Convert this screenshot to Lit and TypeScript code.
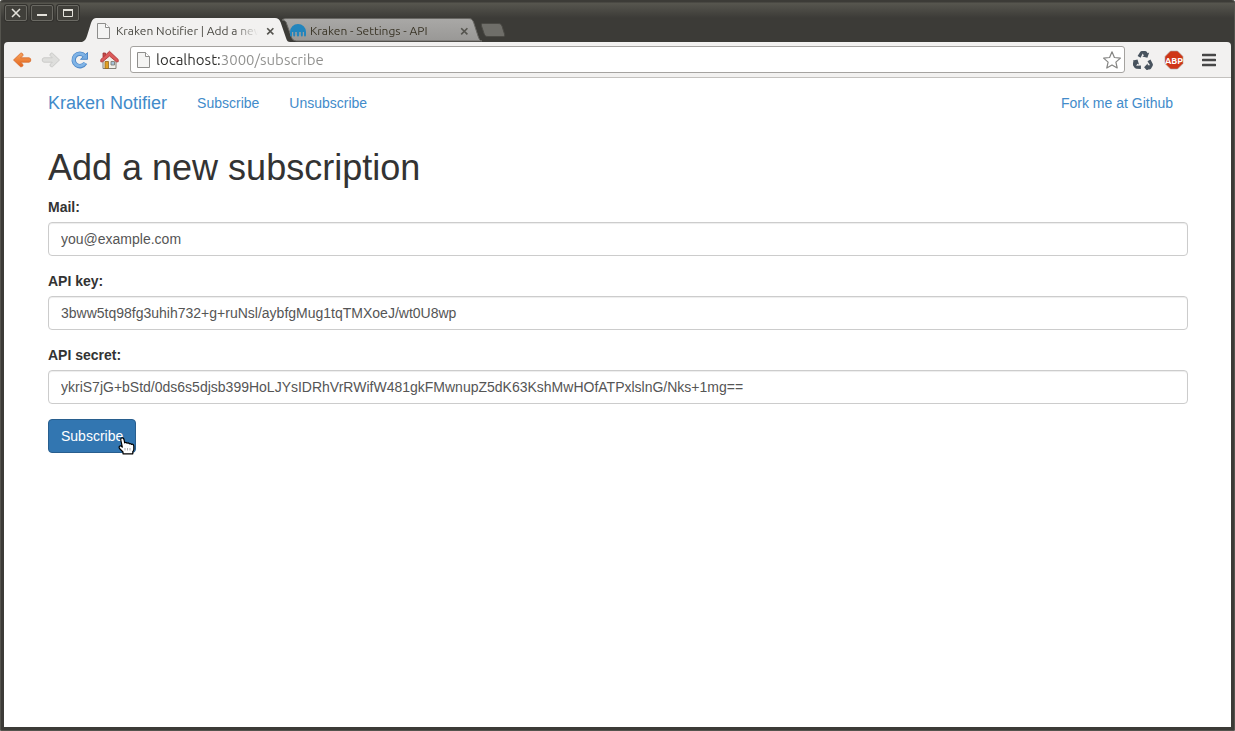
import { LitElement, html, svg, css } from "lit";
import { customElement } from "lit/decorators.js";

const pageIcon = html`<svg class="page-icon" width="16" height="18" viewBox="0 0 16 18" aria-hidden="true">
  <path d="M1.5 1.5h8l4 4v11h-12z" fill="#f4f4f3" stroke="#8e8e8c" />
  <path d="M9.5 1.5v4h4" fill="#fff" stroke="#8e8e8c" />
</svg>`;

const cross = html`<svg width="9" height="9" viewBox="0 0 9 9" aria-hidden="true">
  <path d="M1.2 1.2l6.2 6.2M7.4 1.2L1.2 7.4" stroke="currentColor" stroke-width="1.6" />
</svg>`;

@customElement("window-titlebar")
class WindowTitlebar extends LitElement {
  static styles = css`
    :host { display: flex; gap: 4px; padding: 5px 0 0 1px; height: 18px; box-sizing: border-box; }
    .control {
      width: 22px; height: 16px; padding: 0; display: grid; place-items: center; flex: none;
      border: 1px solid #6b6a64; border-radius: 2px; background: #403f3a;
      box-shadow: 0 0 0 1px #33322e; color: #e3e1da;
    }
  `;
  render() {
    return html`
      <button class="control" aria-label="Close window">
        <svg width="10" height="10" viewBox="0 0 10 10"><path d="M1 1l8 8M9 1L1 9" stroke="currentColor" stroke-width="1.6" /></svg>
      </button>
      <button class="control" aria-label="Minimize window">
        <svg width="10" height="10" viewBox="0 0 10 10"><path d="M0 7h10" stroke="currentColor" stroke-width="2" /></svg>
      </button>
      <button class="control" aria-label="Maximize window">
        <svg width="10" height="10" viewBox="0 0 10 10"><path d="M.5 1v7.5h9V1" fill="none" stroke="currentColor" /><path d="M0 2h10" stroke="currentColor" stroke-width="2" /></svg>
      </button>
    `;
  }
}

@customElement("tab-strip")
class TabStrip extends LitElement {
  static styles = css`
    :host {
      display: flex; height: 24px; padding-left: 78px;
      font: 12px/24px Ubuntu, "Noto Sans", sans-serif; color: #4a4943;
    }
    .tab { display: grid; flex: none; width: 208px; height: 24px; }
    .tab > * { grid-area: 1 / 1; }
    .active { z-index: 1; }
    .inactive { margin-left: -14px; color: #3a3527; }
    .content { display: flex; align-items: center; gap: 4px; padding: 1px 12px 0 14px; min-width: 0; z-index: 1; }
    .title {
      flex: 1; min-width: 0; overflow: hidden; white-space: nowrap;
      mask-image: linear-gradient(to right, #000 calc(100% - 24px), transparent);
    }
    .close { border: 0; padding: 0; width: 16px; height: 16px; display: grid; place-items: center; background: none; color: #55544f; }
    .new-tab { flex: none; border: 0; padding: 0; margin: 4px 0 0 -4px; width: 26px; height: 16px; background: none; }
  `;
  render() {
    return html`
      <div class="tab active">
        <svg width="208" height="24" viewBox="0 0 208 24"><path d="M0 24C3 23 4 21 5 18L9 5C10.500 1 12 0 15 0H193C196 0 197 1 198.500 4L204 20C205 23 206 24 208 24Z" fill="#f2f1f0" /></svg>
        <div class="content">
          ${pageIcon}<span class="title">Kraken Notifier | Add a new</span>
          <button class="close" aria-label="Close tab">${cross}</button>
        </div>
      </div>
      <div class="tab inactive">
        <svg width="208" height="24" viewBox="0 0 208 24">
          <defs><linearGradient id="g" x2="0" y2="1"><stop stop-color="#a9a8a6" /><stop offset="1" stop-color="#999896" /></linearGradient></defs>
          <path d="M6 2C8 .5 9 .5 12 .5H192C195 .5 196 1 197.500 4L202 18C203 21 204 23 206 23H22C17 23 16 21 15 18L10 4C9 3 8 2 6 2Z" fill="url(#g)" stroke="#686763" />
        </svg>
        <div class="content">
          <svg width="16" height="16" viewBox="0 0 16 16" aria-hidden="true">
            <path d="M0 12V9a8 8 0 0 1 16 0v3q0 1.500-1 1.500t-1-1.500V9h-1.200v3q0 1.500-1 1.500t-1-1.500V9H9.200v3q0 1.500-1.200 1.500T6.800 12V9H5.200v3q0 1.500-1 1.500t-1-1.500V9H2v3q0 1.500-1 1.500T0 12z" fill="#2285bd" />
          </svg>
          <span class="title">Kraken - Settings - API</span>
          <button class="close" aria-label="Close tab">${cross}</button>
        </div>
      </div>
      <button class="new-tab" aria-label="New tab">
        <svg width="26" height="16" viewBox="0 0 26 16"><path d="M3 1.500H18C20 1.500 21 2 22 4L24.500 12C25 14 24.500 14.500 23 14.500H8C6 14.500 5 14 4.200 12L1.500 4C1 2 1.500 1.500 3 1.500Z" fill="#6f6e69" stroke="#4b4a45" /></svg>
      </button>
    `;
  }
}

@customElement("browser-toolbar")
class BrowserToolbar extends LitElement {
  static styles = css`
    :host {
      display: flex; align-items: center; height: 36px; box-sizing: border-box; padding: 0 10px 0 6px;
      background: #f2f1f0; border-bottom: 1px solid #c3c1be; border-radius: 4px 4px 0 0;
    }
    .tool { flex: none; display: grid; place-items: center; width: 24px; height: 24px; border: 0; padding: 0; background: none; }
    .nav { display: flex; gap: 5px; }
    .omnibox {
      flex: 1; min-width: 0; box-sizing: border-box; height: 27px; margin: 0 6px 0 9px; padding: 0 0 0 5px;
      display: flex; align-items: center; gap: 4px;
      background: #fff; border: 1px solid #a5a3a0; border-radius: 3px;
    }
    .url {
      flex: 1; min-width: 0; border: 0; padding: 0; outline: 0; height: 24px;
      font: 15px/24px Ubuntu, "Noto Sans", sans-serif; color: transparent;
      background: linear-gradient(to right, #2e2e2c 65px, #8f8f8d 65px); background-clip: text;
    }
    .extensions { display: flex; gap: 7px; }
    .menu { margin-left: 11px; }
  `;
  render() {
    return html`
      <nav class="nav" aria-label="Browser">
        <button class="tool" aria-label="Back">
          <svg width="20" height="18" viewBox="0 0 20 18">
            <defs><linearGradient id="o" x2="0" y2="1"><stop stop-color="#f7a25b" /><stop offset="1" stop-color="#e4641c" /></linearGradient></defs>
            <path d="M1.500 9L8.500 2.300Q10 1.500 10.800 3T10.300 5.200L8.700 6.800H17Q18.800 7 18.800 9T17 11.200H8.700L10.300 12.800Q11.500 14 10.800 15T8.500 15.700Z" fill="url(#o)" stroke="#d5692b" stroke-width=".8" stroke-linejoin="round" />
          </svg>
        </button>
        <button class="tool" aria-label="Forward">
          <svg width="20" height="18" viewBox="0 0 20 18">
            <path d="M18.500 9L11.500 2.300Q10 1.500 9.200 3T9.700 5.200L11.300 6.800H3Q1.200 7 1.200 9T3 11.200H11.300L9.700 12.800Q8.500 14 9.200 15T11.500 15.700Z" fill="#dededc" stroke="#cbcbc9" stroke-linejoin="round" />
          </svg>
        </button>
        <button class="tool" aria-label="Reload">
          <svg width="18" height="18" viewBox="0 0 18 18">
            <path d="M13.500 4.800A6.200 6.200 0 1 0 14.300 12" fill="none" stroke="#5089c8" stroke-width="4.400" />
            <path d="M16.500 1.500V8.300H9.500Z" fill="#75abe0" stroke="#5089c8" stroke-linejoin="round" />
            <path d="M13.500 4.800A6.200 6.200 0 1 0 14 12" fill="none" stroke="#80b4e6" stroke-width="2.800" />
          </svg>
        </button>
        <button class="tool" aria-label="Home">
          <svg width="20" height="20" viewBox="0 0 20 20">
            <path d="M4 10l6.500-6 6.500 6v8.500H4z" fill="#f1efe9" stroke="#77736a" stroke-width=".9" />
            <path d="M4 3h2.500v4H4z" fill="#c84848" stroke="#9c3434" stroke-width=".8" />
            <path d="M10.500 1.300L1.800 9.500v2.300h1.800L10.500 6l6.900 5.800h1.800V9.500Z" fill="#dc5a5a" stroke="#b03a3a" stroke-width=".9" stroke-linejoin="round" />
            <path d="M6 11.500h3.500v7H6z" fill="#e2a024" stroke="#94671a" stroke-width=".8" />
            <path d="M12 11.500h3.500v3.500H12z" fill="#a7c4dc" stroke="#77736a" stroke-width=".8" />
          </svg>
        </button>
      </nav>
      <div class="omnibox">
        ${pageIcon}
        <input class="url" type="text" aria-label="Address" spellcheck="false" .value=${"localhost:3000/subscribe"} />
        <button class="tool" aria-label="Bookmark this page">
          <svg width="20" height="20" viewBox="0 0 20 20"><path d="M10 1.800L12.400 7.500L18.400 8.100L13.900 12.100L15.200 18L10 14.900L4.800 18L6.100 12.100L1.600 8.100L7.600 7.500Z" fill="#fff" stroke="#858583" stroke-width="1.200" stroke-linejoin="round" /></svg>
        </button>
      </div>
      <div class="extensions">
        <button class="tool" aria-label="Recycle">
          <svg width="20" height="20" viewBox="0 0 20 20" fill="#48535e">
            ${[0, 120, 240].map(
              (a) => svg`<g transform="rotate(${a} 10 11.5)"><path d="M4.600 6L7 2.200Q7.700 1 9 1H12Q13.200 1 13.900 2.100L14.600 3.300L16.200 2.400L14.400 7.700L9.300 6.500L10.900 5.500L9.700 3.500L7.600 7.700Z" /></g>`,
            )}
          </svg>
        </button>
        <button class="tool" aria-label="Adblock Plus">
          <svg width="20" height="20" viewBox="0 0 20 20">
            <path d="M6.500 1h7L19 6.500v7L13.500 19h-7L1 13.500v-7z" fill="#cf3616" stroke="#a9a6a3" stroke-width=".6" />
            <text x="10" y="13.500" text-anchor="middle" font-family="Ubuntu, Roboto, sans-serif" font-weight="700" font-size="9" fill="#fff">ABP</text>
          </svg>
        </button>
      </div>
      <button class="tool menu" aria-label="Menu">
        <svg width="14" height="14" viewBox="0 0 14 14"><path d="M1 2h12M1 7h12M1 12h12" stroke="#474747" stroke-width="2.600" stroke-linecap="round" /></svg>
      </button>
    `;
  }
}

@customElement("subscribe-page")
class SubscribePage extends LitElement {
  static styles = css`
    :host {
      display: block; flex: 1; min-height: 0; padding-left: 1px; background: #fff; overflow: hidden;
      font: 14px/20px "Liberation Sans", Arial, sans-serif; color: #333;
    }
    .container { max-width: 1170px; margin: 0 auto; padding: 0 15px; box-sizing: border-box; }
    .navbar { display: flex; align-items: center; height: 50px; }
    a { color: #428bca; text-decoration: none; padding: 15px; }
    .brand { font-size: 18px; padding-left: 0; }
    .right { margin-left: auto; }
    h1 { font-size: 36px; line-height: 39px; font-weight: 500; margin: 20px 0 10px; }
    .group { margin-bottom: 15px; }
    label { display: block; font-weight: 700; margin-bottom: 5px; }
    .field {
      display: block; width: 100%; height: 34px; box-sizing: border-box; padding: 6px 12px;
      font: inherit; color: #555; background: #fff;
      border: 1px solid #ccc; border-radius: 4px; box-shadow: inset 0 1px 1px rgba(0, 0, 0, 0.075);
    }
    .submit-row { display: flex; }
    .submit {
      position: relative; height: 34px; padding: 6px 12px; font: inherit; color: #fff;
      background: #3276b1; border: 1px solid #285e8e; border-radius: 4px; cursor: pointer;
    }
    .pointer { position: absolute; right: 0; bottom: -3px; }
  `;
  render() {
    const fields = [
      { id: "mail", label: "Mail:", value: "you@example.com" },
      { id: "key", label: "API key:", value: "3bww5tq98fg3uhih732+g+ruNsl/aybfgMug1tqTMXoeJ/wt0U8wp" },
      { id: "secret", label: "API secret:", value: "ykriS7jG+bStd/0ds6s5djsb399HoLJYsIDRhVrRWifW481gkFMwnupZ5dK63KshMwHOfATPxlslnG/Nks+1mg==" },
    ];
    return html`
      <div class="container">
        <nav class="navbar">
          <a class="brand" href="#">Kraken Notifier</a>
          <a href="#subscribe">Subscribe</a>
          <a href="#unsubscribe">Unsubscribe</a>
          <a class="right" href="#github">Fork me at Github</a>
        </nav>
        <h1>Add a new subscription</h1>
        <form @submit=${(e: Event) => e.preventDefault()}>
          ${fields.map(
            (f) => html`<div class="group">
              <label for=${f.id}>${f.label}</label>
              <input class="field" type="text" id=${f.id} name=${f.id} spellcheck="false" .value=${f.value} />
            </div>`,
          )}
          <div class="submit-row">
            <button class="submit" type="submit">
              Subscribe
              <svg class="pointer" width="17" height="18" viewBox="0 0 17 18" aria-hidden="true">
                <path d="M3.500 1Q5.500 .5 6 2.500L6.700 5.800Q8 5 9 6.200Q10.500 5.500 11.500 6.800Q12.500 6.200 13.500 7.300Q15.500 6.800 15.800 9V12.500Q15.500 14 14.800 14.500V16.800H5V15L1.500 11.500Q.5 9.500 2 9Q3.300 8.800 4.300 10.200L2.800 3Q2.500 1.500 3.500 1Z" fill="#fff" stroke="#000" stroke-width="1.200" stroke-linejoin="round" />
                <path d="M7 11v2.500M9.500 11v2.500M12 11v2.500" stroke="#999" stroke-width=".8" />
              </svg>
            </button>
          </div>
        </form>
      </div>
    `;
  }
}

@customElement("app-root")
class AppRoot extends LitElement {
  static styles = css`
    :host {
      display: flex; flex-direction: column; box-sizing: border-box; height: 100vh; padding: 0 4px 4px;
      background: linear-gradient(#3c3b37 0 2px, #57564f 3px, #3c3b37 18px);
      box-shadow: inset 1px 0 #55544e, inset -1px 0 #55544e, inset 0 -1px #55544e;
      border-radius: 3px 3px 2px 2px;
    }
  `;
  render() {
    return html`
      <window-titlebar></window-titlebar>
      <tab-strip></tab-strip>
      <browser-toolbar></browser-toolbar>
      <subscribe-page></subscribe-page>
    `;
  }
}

■ ■ ■ ■

> [WORK TO DO]: Report all lines of the material that contain the word "this".

> [THE SOLUTION]:
Convert this screenshot to Lit and TypeScript code.
        <button class="tool" aria-label="Bookmark this page">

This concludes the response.